Money Matter For Couples
Navigating the murky waters of financial management as a couple can be tricky — but it doesn’t have to be turbulent.
Money is a frequent cause of relationship disharmony — particularly when one partner decides to take the wheel. The problems inherent with a single person assuming responsibility for handling finances don’t end over differing spending habits and miscommunication. A recent study published in the Journal of Consumer Research reveals that abdicating responsibility for your finances can lead to a significant decrease in financial literacy, the effects of which become even more pronounced over time.
One premise of the study: When relationship partners lean on the expertise of the other, they don’t need to know everything — just simply who knows it. In many cases, one side of the partnership frequently is content handing over management of finances to the person they feel is best qualified or the primary breadwinner.
However, specializations that naturally evolve over time can result in ever-widening gaps in knowledge, with the uninvolved partner potentially remaining ignorant of the information or decisions involved. Jamie Fatheree, a Financial Wellness Coach for American Airlines Federal Credit Union, preaches that a deliberate shared approach can not only head off gaps in financial literacy, but also resentment that can occur from one side dealing with the stressful demands of handling shared finances.
“Communication is key,” Fatheree said. “It’s natural for one partner to be better at handling finances, but both need to be aware of how much income is coming in and how many expenses are going out. I recommend partners hold monthly budget meetings. This doesn’t have to take more than five minutes, but they should discuss the needs for the current month and plan for any unusual expenses that may be coming up so there is an understanding of where the money is going and how much each of them has to spend freely.”

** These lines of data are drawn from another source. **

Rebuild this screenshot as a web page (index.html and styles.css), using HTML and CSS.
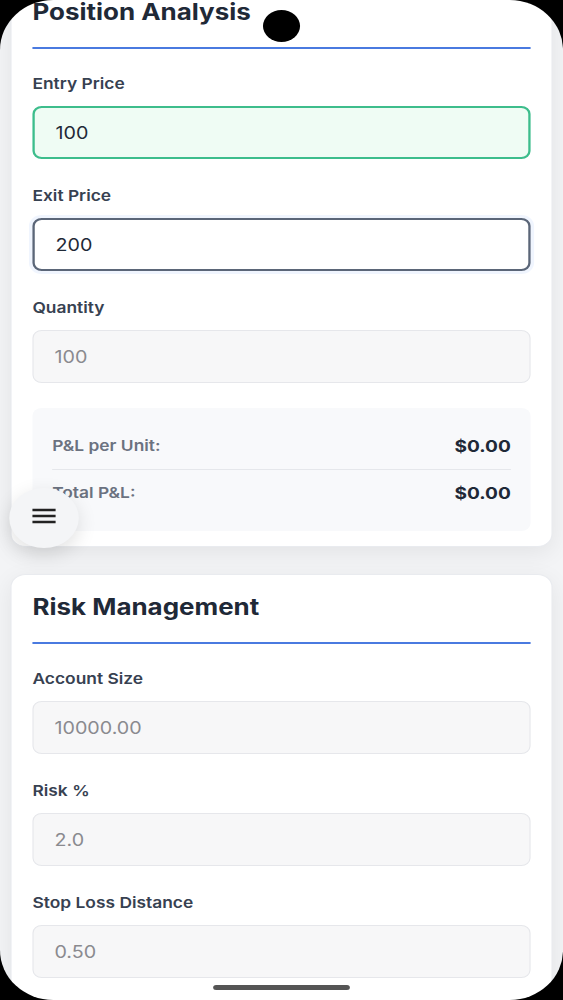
FILE: index.html
```html
<!DOCTYPE html>
<html lang="en">
<head>
    <meta charset="UTF-8">
    <meta name="viewport" content="width=device-width, initial-scale=1.0">
    <title>Position Calculator</title>
    <link rel="stylesheet" href="styles.css">
</head>
<body>
    <div class="screen">
        <div class="page">
            <div class="card first">
                <div class="heading">Position Analysis</div>

                <div class="field">
                    <label>Entry Price</label>
                    <input type="text" class="box entry" value="100">
                </div>
                <div class="field">
                    <label>Exit Price</label>
                    <input type="text" class="box exit" value="200">
                </div>
                <div class="field">
                    <label>Quantity</label>
                    <input type="text" class="box" value="100" readonly>
                </div>

                <div class="results">
                    <div class="row">
                        <span class="name">P&amp;L per Unit:</span>
                        <span class="value">$0.00</span>
                    </div>
                    <div class="row">
                        <span class="name">Total P&amp;L:</span>
                        <span class="value">$0.00</span>
                    </div>
                </div>
            </div>

            <div class="card">
                <div class="heading">Risk Management</div>

                <div class="field">
                    <label>Account Size</label>
                    <input type="text" class="box" value="10000.00" readonly>
                </div>
                <div class="field">
                    <label>Risk %</label>
                    <input type="text" class="box" value="2.0" readonly>
                </div>
                <div class="field">
                    <label>Stop Loss Distance</label>
                    <input type="text" class="box" value="0.50" readonly>
                </div>
            </div>
        </div>

        <button class="menu">
            <svg width="22" height="22" viewBox="0 0 22 22">
                <path d="M1 5h20M1 11h20M1 17h20" stroke="#222" stroke-width="2.5" fill="none"/>
            </svg>
        </button>

        <div class="frame"></div>
        <div class="camera"></div>
        <div class="homebar"></div>
    </div>
</body>
</html>
```

FILE: styles.css
```css
*{
    margin:0;
    padding:0;
    box-sizing:border-box;
}

body{
    background-color:#f3f4f6;
    font-family:Inter, "Noto Sans", sans-serif;
    color:#1f2937;
    overflow:hidden;
}

/* the capture is stretched sideways, so the whole screen is too */
.screen{
    position:relative;
    width:486px;
    height:1000px;
    overflow:hidden;
    transform:scaleX(1.1585);
    transform-origin:left top;
}

.page{
    padding:0 9px;
}

.card{
    background-color:#fff;
    border:1px solid #e9ebef;
    border-radius:13px;
    box-shadow:0 6px 22px rgba(0,0,0,0.07);
    padding:17px 18px 15px;
    margin-bottom:27px;
}

.first{
    margin-top:-21px;
}

.heading{
    font:700 22.4px/29px Inter, sans-serif;
    color:#1f2937;
    padding-bottom:21px;
    border-bottom:2px solid #4a7ae0;
    margin-bottom:25px;
}

.field{
    margin-bottom:27px;
}

.field label{
    display:block;
    font:600 15px/20px Inter, sans-serif;
    color:#374151;
    margin-bottom:12px;
}

.box{
    display:block;
    width:100%;
    height:53px;
    padding:0 18px;
    font:400 17px Inter, sans-serif;
    color:#8a8a8f;
    background-color:#f7f7f8;
    border:1.5px solid #e6e7eb;
    border-radius:8px;
    outline:none;
}

.entry{
    color:#1f2937;
    background-color:#effcf4;
    border:2px solid #3dbd8c;
}

.exit{
    color:#1f2937;
    background-color:#fff;
    border:2px solid #5b6678;
    box-shadow:0 0 0 3px rgba(59,130,246,0.08);
}

.results{
    margin-top:-2px;
    background-color:#f8f9fb;
    border-radius:8px;
    padding:15px 17px;
}

.row{
    display:flex;
    justify-content:space-between;
    align-items:center;
    padding:11px 0;
}

.row + .row{
    border-top:1px solid #e5e7eb;
}

.name{
    font:600 15px/24px Inter, sans-serif;
    color:#6b7280;
}

.value{
    font:700 16.5px/24px Inter, sans-serif;
    color:#1f2937;
}

/* floating menu button, sits over the card */
.menu{
    position:absolute;
    left:8px;
    top:488px;
    width:60px;
    height:60px;
    border:none;
    border-radius:50%;
    background-color:#f4f5f7;
    box-shadow:0 6px 18px rgba(0,0,0,0.12);
    display:flex;
    justify-content:center;
    align-items:center;
}

.menu svg{
    margin-top:-4px;
}

/* phone screen edges */
.frame{
    position:absolute;
    top:0;
    left:0;
    right:0;
    bottom:0;
    border-radius:46px / 50px;
    box-shadow:0 0 0 80px #000;
    pointer-events:none;
}

.camera{
    position:absolute;
    left:227px;
    top:10px;
    width:32px;
    height:32px;
    border-radius:50%;
    background-color:#000;
}

.homebar{
    position:absolute;
    left:184px;
    bottom:10px;
    width:118px;
    height:5px;
    border-radius:3px;
    background-color:#555;
}
```
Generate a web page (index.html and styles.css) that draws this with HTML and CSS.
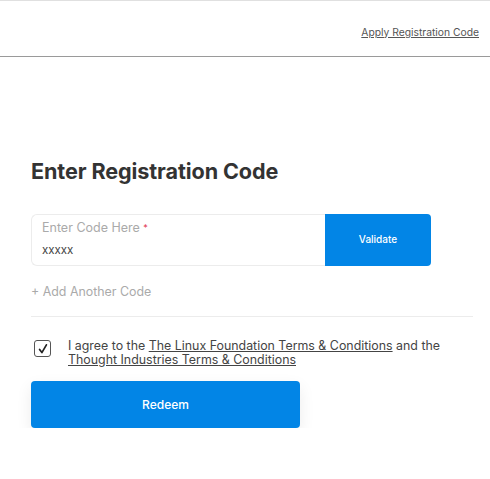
FILE: index.html
```html
<!DOCTYPE html>
<html>
<head>
<meta charset="utf-8">
<link rel="stylesheet" href="styles.css">
</head>
<body>
<header class="topbar">
  <a class="apply-link" href="#">Apply Registration Code</a>
</header>
<main class="content">
  <h1 class="title">Enter Registration Code</h1>
  <div class="code-row">
    <div class="code-field">
      <div class="field-label">Enter Code Here <span class="req">*</span></div>
      <div class="field-value">xxxxx</div>
    </div>
    <button class="validate-btn">Validate</button>
  </div>
  <div class="add-code">+ Add Another Code</div>
  <div class="divider"></div>
  <div class="agree-row">
    <span class="checkbox">
      <svg width="12" height="12" viewBox="0 0 12 12"><path d="M2.6 6.4 L4.9 9.6 L9.4 1.8" fill="none" stroke="#222" stroke-width="1.7" stroke-linecap="round" stroke-linejoin="round"/></svg>
    </span>
    <p class="agree-text">I agree to the <a href="#">The Linux Foundation Terms &amp; Conditions</a> and the <a href="#">Thought Industries Terms &amp; Conditions</a></p>
  </div>
  <button class="redeem-btn">Redeem</button>
</main>
</body>
</html>
```

FILE: styles.css
```css
html, body {
  margin: 0;
  padding: 0;
  background: #fff;
  font-family: Inter, "Noto Sans", sans-serif;
}
body {
  border-top: 1px solid #e0e0e0;
}
.topbar {
  height: 56px;
  border-bottom: 1px solid #9a9a9a;
  display: flex;
  align-items: center;
  justify-content: flex-end;
  padding-right: 11px;
  box-sizing: border-box;
}
.apply-link {
  font-size: 10.3px;
  color: #555;
  text-decoration: underline;
  text-underline-offset: 1px;
  margin-top: 6px;
}
.content {
  padding-left: 31px;
  width: 442px;
}
.title {
  margin: 102px 0 0;
  font-size: 21.6px;
  line-height: 25px;
  font-weight: 700;
  color: #333;
  letter-spacing: -0.1px;
}
.code-row {
  margin-top: 30px;
  display: flex;
  height: 52px;
}
.code-field {
  width: 294px;
  box-sizing: border-box;
  border: 1px solid #ececec;
  border-right: none;
  border-radius: 6px 0 0 6px;
  padding: 5px 10px 0;
}
.field-label {
  font-size: 12.5px;
  line-height: 16px;
  color: #aaa;
}
.req {
  color: #e0344a;
  font-size: 9px;
  vertical-align: 1px;
}
.field-value {
  margin-top: 7px;
  font-size: 11.5px;
  line-height: 14px;
  color: #444;
}
.validate-btn {
  width: 106px;
  border: none;
  background: #0285e6;
  color: #fff;
  border-radius: 0 4px 4px 0;
  font-family: inherit;
  font-size: 10px;
  font-weight: 500;
  padding: 0 0 2px;
}
.add-code {
  margin-top: 19px;
  font-size: 12.4px;
  line-height: 14px;
  color: #aaa;
}
.divider {
  margin-top: 17px;
  height: 1px;
  background: #ececec;
}
.agree-row {
  margin-top: 22px;
  display: flex;
  align-items: flex-start;
}
.checkbox {
  width: 15px;
  height: 15px;
  margin: 1px 0 0 3px;
  border: 1.5px solid #555;
  border-radius: 3px;
  display: flex;
  align-items: center;
  justify-content: center;
  flex: none;
}
.agree-text {
  margin: 0 0 0 17px;
  font-size: 12.4px;
  line-height: 14px;
  color: #444;
}
.agree-text a {
  color: #444;
  text-decoration: underline;
}
.redeem-btn {
  display: block;
  margin-top: 14px;
  width: 269px;
  height: 47px;
  border: none;
  border-radius: 4px;
  background: #0285e6;
  color: #fff;
  font-family: inherit;
  font-size: 12px;
  font-weight: 500;
  box-shadow: 0 6px 16px rgba(0,0,0,0.08);
}
```
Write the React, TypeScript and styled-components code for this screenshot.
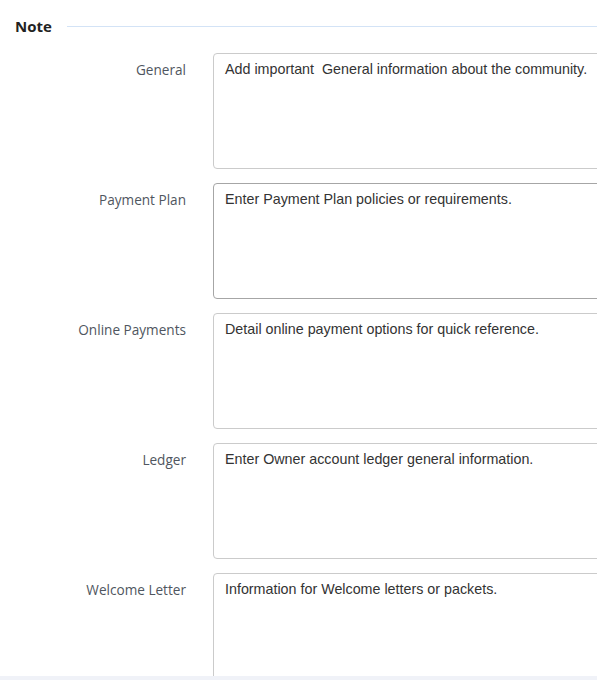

Additionally, what happens when the relationship irrevocably changes or simply ends? Fatheree said that when a death, divorce or even prolonged illness occurs, you don’t just lose your partner — you lose that partner’s financial expertise.
“Recently, a member came to me after her husband had suddenly passed away,” Fatheree said. “He handled all the bills electronically, so there were no paper trails. She didn’t know who their service providers were or any passwords to online accounts. She was completely lost.”
Fatheree said she has seen similar situations with divorce. One partner suddenly leaves and they have complete access to all the cash and credit accounts, leaving the other with little or nothing and no way of knowing what accounts are out there.
“Because of the [divorce] scenario, I recommend couples find a safe place to record what accounts they have and the passwords, if there is online access,” she said. “It’s also a good idea to have contact numbers for the family attorney and life insurance providers, if any.”
Aside from financial literacy, there’s also at least one other great reason to manage your money together: There’s evidence it aids family harmony. A 2018 CreditLoan.com survey reveals that 91.6 percent of households that share the responsibility of managing finances are happy. Those are numbers we can all get behind.